Saturday, September 7, 2024

The A'-Quadrangle: From Ewe Dialects to UG (Selikem Gotah)

 Selikem Gotah's doctoral dissertation on Ewe syntax.


Abstract:
"This dissertation argues for an Ā-quadrangle, which unifies the treatment of wh-questions and relative clauses, following extant proposals for the cross-linguistic analysis of wh-questions (Cable 2007, 2010). The Ā-quadrangle makes a case for a subsystem of Universal Grammar. Exploring some Ā-phenomena in Ewe through the lens of micro-comparative syntax (Kayne 1996, 2005), the dissertation argues that the core elements in the syntax of wh-questions and relative clauses in three dialects of Ewe are related to one another in a principled way, where elements relatively farther away from wh-words and relativized DPs, i.e. focus markers and the relative particle, are the outer elements and those closer to them, i.e. the wh-particle ka and relative pronouns, are the inner elements of the Ā-quadrangle. It is demonstrated that the relation between the inner and outer elements of the quadrangle and wh-words and relativized DPs in the derivation of wh-questions and relative clauses is mediated by the Agree and EPP feature mechanisms (Chomsky 1995, 2000, 2001), where the outer elements are goals attracted by C heads to the left periphery. It is argued that focus movement, which is integral to wh-questions, and relativization involve the projection of a FocP and RelP within the extended projection of focused categories and relativized elements, where the focus and relative heads form a constituent with the focused categories and the relativized elements.
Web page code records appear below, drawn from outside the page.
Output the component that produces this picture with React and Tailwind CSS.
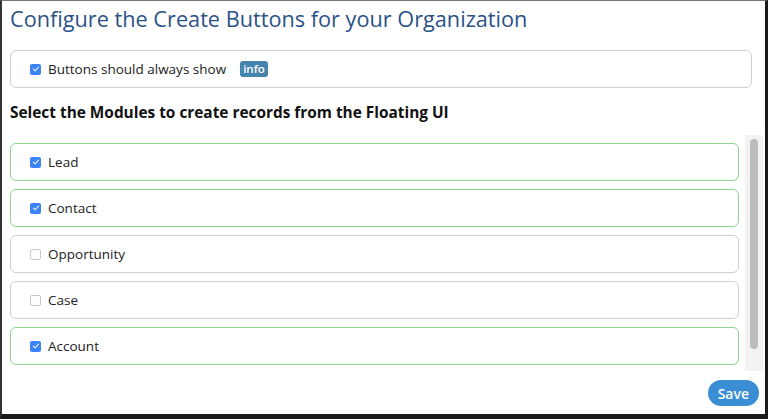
import React from "react";

const modules = [
  { name: "Lead", checked: true },
  { name: "Contact", checked: true },
  { name: "Opportunity", checked: false },
  { name: "Case", checked: false },
  { name: "Account", checked: true },
];

function Check({ checked }) {
  if (checked) {
    return (
      <span className="flex h-[11px] w-[11px] items-center justify-center rounded-[2px] bg-[#3b82f6]">
        <svg width="8" height="8" viewBox="0 0 8 8" fill="none">
          <path d="M1.5 4.2 3.2 5.8 6.5 2.2" stroke="#dbeafe" strokeWidth="1.2" strokeLinecap="round" strokeLinejoin="round" />
        </svg>
      </span>
    );
  }
  return <span className="h-[11px] w-[11px] rounded-[2px] border border-[#c8c8c8] bg-white" />;
}

export default function App() {
  return (
    <div
      className="flex h-[419px] w-[768px] flex-col border-t border-b-[5px] border-l-2 border-r-[3px] border-t-[#777] border-b-[#1a1a1a] border-l-[#333] border-r-[#1a1a1a] bg-white pl-2 pr-[2px] text-[#222]"
      style={{ fontFamily: '"Open Sans", "Noto Sans", sans-serif' }}
    >
      <h1 className="mt-[3px] text-[21.7px] leading-[30px] font-normal text-[#2a5287]">
        Configure the Create Buttons for your Organization
      </h1>

      <div className="mt-[16px] mr-[11px] flex h-[38px] items-center rounded-md border border-[#cfcfcf] pl-[19px]">
        <Check checked />
        <span className="ml-[7px] text-[13.5px]">Buttons should always show</span>
        <span className="ml-[14px] rounded-[3px] bg-[#4584ad] px-[3px] text-[11.5px] leading-[16px] font-semibold text-white">
          info
        </span>
      </div>

      <h2 className="mt-[14px] text-[15.4px] leading-[22px] font-bold text-[#111]">
        Select the Modules to create records from the Floating UI
      </h2>

      <div className="mt-[11px] flex h-[236px] gap-[6px]">
        <div className="flex flex-1 flex-col gap-2 overflow-hidden pt-2">
          {modules.map((m) => (
            <div
              key={m.name}
              className={`flex h-[38px] shrink-0 items-center rounded-md border pl-[19px] ${
                m.checked ? "border-[#8fd58f]" : "border-[#cfcfcf]"
              }`}
            >
              <Check checked={m.checked} />
              <span className="ml-[7px] text-[13.5px]">{m.name}</span>
            </div>
          ))}
        </div>
        <div className="flex w-[18px] justify-center bg-[#f3f3f3] pt-1">
          <div className="h-[210px] w-[8px] rounded-full bg-[#bdbdbd]" />
        </div>
      </div>

      <div className="mt-[9px] mr-[4px] flex justify-end">
        <button className="h-[26px] rounded-full bg-[#3a8ed3] px-[10px] text-[14px] font-semibold text-white">
          Save
        </button>
      </div>
    </div>
  );
}
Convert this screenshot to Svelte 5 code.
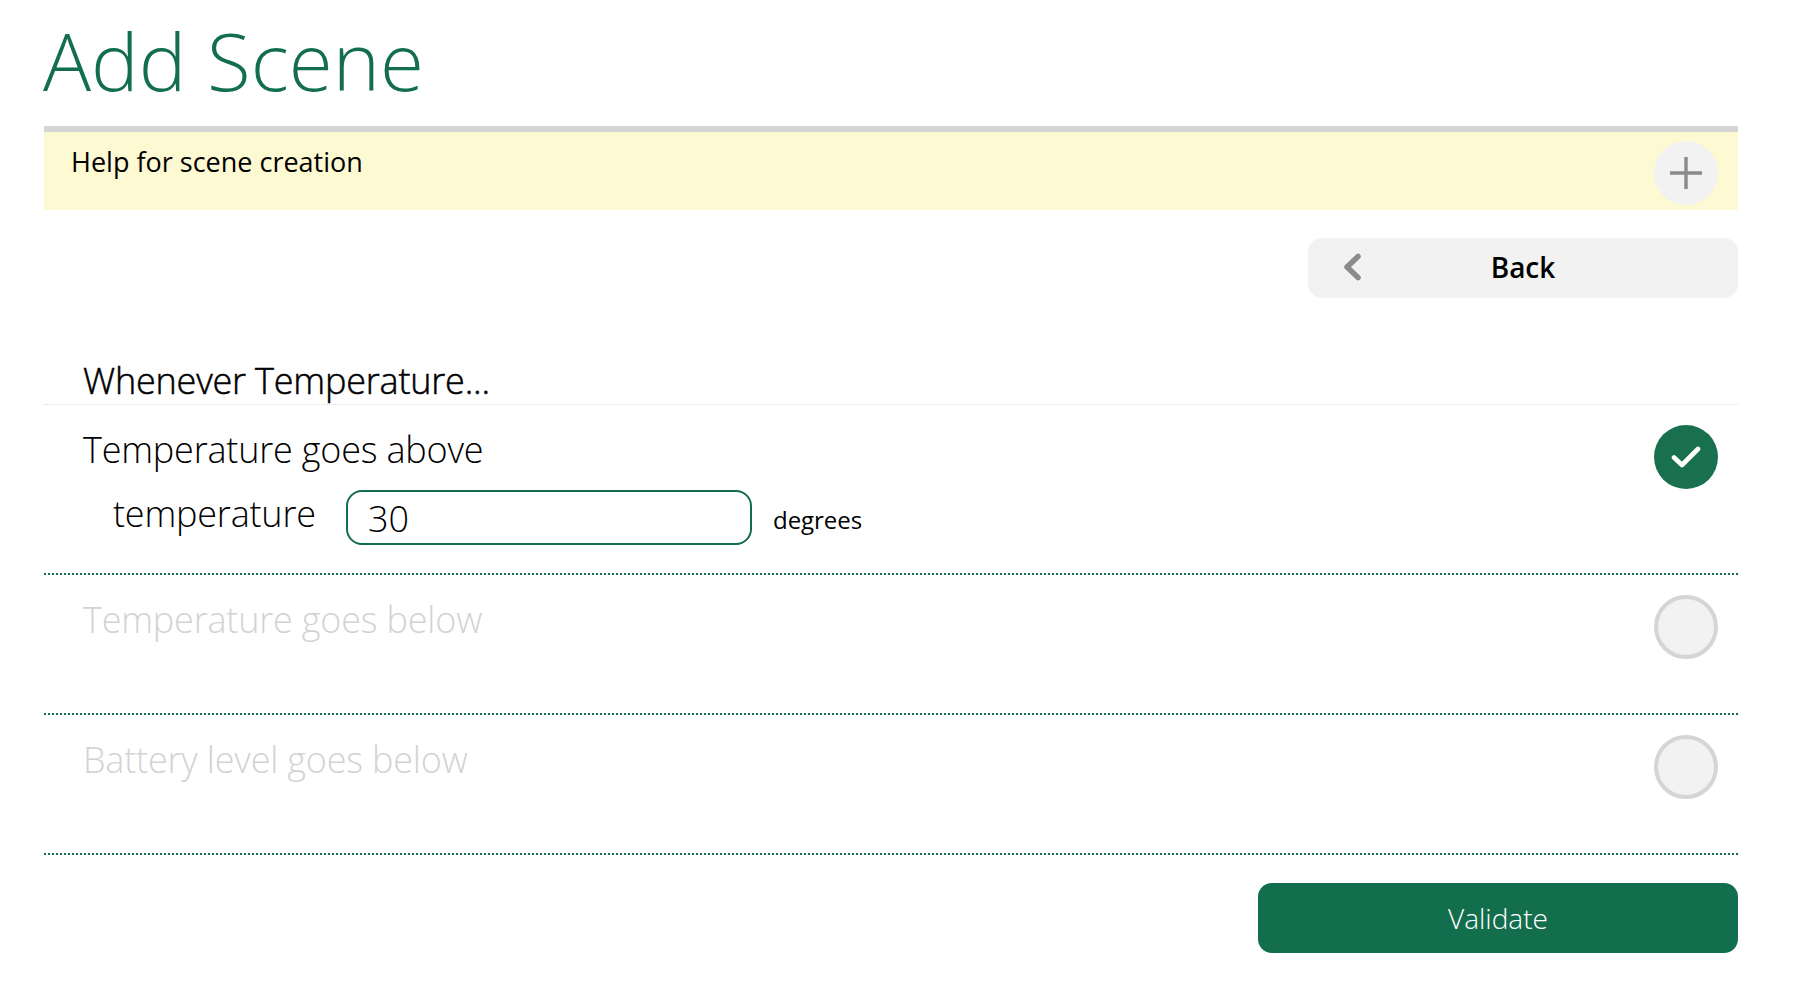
<script>
  const options = [
    { label: 'Temperature goes below' },
    { label: 'Battery level goes below' }
  ];
</script>

<div class="page">
  <h1>Add Scene</h1>

  <section class="help">
    <span class="help-text">Help for scene creation</span>
    <button class="plus" aria-label="Expand help">
      <svg width="32" height="32" viewBox="0 0 32 32"><path d="M16 0.5V31.5M0.5 16H31.5" stroke="#8a8a8a" stroke-width="3.4" stroke-linecap="round" fill="none"/></svg>
    </button>
  </section>

  <div class="actions">
    <button class="back">
      <svg class="chev" width="18" height="28" viewBox="0 0 18 28"><path d="M15 3.5L4 14L15 24.5" stroke="#8b8b8b" stroke-width="5.5" stroke-linecap="round" stroke-linejoin="round" fill="none"/></svg>
      <span>Back</span>
    </button>
  </div>

  <h2>Whenever Temperature...</h2>

  <div class="row">
    <div class="content">
      <div class="label">Temperature goes above</div>
      <div class="field">
        <label for="temp">temperature</label>
        <input id="temp" value="30" />
        <span class="unit">degrees</span>
      </div>
    </div>
    <span class="radio on">
      <svg width="30" height="24" viewBox="0 0 30 24"><path d="M3 12.5L11 20L27 4" stroke="#fff" stroke-width="4.6" stroke-linecap="round" stroke-linejoin="round" fill="none"/></svg>
    </span>
  </div>

  {#each options as o}
    <div class="row off">
      <div class="content"><div class="label">{o.label}</div></div>
      <span class="radio"></span>
    </div>
  {/each}

  <div class="footer"><button class="validate">Validate</button></div>
</div>

<style>
  :global(body) {
    margin: 0;
    background: #fff;
    font-family: "Open Sans", "Liberation Sans", sans-serif;
    color: #000;
  }
  .page {
    padding: 0 74px 0 44px;
    box-sizing: border-box;
  }
  h1 {
    margin: 0 0 0 -1px;
    height: 126px;
    font-size: 80px;
    line-height: 120px;
    font-weight: 300;
    color: #126e4d;
  }
  .help {
    box-sizing: border-box;
    height: 84px;
    border-top: 6px solid #d5d5d5;
    background: #fdf9d3;
    display: flex;
    justify-content: space-between;
    padding: 12px 20px 0 27px;
  }
  .help-text {
    font-size: 27px;
    line-height: 36px;
    font-weight: 400;
  }
  .plus {
    width: 64px;
    height: 64px;
    margin-top: -3px;
    border: 0;
    border-radius: 50%;
    background: #f2f2f2;
    padding: 0;
    display: flex;
    align-items: center;
    justify-content: center;
  }
  .actions {
    display: flex;
    justify-content: flex-end;
    margin-top: 28px;
  }
  .back {
    position: relative;
    width: 430px;
    height: 60px;
    border: 0;
    border-radius: 14px;
    background: #f2f2f2;
    font: 600 28px "Open Sans", sans-serif;
    color: #000;
    padding: 0 0 3px;
  }
  .chev {
    position: absolute;
    left: 35px;
    top: 15px;
  }
  h2 {
    margin: 60px 0 0;
    padding-left: 39px;
    height: 46px;
    font-size: 36px;
    line-height: 46px;
    font-weight: 300;
    letter-spacing: -0.2px;
    -webkit-text-stroke: 0.5px #000;
    border-bottom: 1px dotted #dcdcdc;
  }
  .row {
    box-sizing: border-box;
    display: flex;
    justify-content: space-between;
    border-bottom: 2px dotted #126e4d;
    min-height: 140px;
    padding: 20px 20px 0 39px;
  }
  .label {
    font-size: 36px;
    line-height: 44px;
    font-weight: 300;
    letter-spacing: -0.2px;
    margin-top: 3px;
  }
  .off .label {
    color: #d3d3d3;
  }
  .field {
    display: flex;
    align-items: center;
    margin: 18px 0 28px 30px;
  }
  .field label {
    font-size: 36px;
    font-weight: 300;
    line-height: 44px;
    letter-spacing: -0.2px;
    width: 233px;
    margin-top: -7px;
  }
  .field input {
    box-sizing: border-box;
    width: 406px;
    height: 55px;
    border: 2px solid #126e4d;
    border-radius: 16px;
    padding: 2px 20px 0;
    font: 300 36px "Open Sans", sans-serif;
    color: #000;
    outline: none;
  }
  .unit {
    font-size: 24px;
    letter-spacing: -0.05px;
    margin-left: 21px;
    margin-top: 4px;
  }
  .radio {
    box-sizing: border-box;
    width: 64px;
    height: 64px;
    flex: none;
    border-radius: 50%;
    background: #f2f2f2;
    border: 4px solid #d5d5d5;
    display: flex;
    align-items: center;
    justify-content: center;
  }
  .radio.on {
    background: #19704e;
    border: 0;
  }
  .footer {
    display: flex;
    justify-content: flex-end;
    margin-top: 28px;
  }
  .validate {
    width: 480px;
    height: 70px;
    border: 0;
    border-radius: 14px;
    background: #126e4d;
    color: #fff;
    font: 300 28px "Open Sans", sans-serif;
  }
</style>
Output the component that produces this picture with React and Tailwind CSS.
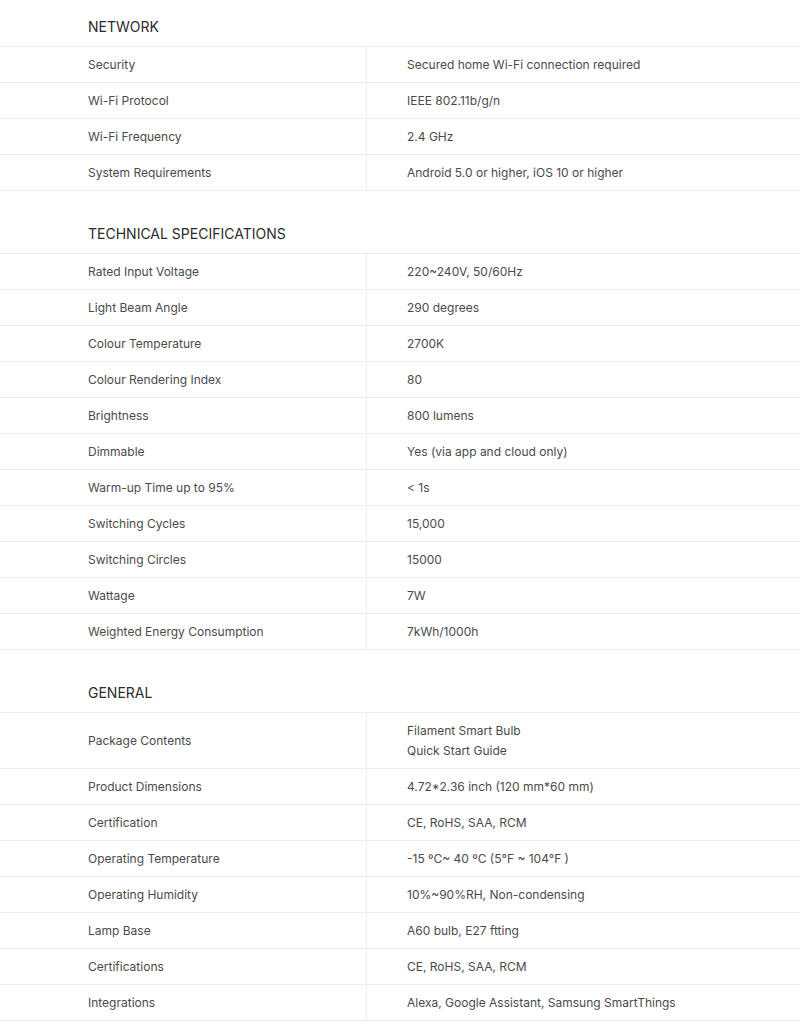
import React from 'react';

const sections = [
  {
    title: 'NETWORK',
    rows: [
      ['Security', 'Secured home Wi-Fi connection required'],
      ['Wi-Fi Protocol', 'IEEE 802.11b/g/n'],
      ['Wi-Fi Frequency', '2.4 GHz'],
      ['System Requirements', 'Android 5.0 or higher, iOS 10 or higher'],
    ],
  },
  {
    title: 'TECHNICAL SPECIFICATIONS',
    rows: [
      ['Rated Input Voltage', '220~240V, 50/60Hz'],
      ['Light Beam Angle', '290 degrees'],
      ['Colour Temperature', '2700K'],
      ['Colour Rendering Index', '80'],
      ['Brightness', '800 lumens'],
      ['Dimmable', 'Yes (via app and cloud only)'],
      ['Warm-up Time up to 95%', '< 1s'],
      ['Switching Cycles', '15,000'],
      ['Switching Circles', '15000'],
      ['Wattage', '7W'],
      ['Weighted Energy Consumption', '7kWh/1000h'],
    ],
  },
  {
    title: 'GENERAL',
    rows: [
      ['Package Contents', ['Filament Smart Bulb', 'Quick Start Guide']],
      ['Product Dimensions', '4.72*2.36 inch (120 mm*60 mm)'],
      ['Certification', 'CE, RoHS, SAA, RCM'],
      ['Operating Temperature', '-15 ºC~ 40 ºC (5°F ~ 104°F )'],
      ['Operating Humidity', '10%~90%RH, Non-condensing'],
      ['Lamp Base', 'A60 bulb, E27 ftting'],
      ['Certifications', 'CE, RoHS, SAA, RCM'],
      ['Integrations', 'Alexa, Google Assistant, Samsung SmartThings'],
    ],
  },
];

const SpecRow = ({ label, value }) => {
  const lines = Array.isArray(value) ? value : [value];
  return (
    <div className="flex border-b border-[#ececec]">
      <div className="w-[367px] shrink-0 border-r border-[#ececec] pl-[88px] flex items-center pt-[8px] pb-[7px] leading-[20px]">
        {label}
      </div>
      <div className="flex-1 pl-[40px] pt-[8px] pb-[7px] leading-[20px] flex flex-col justify-center">
        {lines.map((line) => (
          <span key={line}>{line}</span>
        ))}
      </div>
    </div>
  );
};

export default function App() {
  return (
    <div
      className="w-[800px] min-h-[1033px] bg-white text-[12px] text-[#4a4a4a]"
      style={{ fontFamily: 'Inter, "Noto Sans", sans-serif' }}
    >
      {sections.map((section, i) => (
        <div key={section.title} className={i === 0 ? '' : 'mt-[16px]'}>
          {/* Section heading */}
          <h2 className="pl-[88px] pt-[17px] pb-[9px] text-[14px] leading-[20px] text-[#2b2b2b] border-b border-[#ececec]">
            {section.title}
          </h2>
          {section.rows.map(([label, value]) => (
            <SpecRow key={label} label={label} value={value} />
          ))}
        </div>
      ))}
    </div>
  );
}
The resulting larger constituent is attracted to the specifier of CP. The current proposal allows for interposition of focus markers and relative particles internal to the moved constituent. The proposal is empirically superior to the existing analysis of argument focus in Ewe (Badan & Buell 2012), which adopts Aboh's (2004) account for deriving focus movement in Gungbe, a sister Gbe language. Crucially, the dissertation postulates a principle of UG according to which Ā-movement entails an outer element, like FOC and REL, which is the goal for agreement with C. This outer element determines pied-piping. This principle holds for all I-languages. Languages that lack an overt outer element like FOC and REL have null outer elements."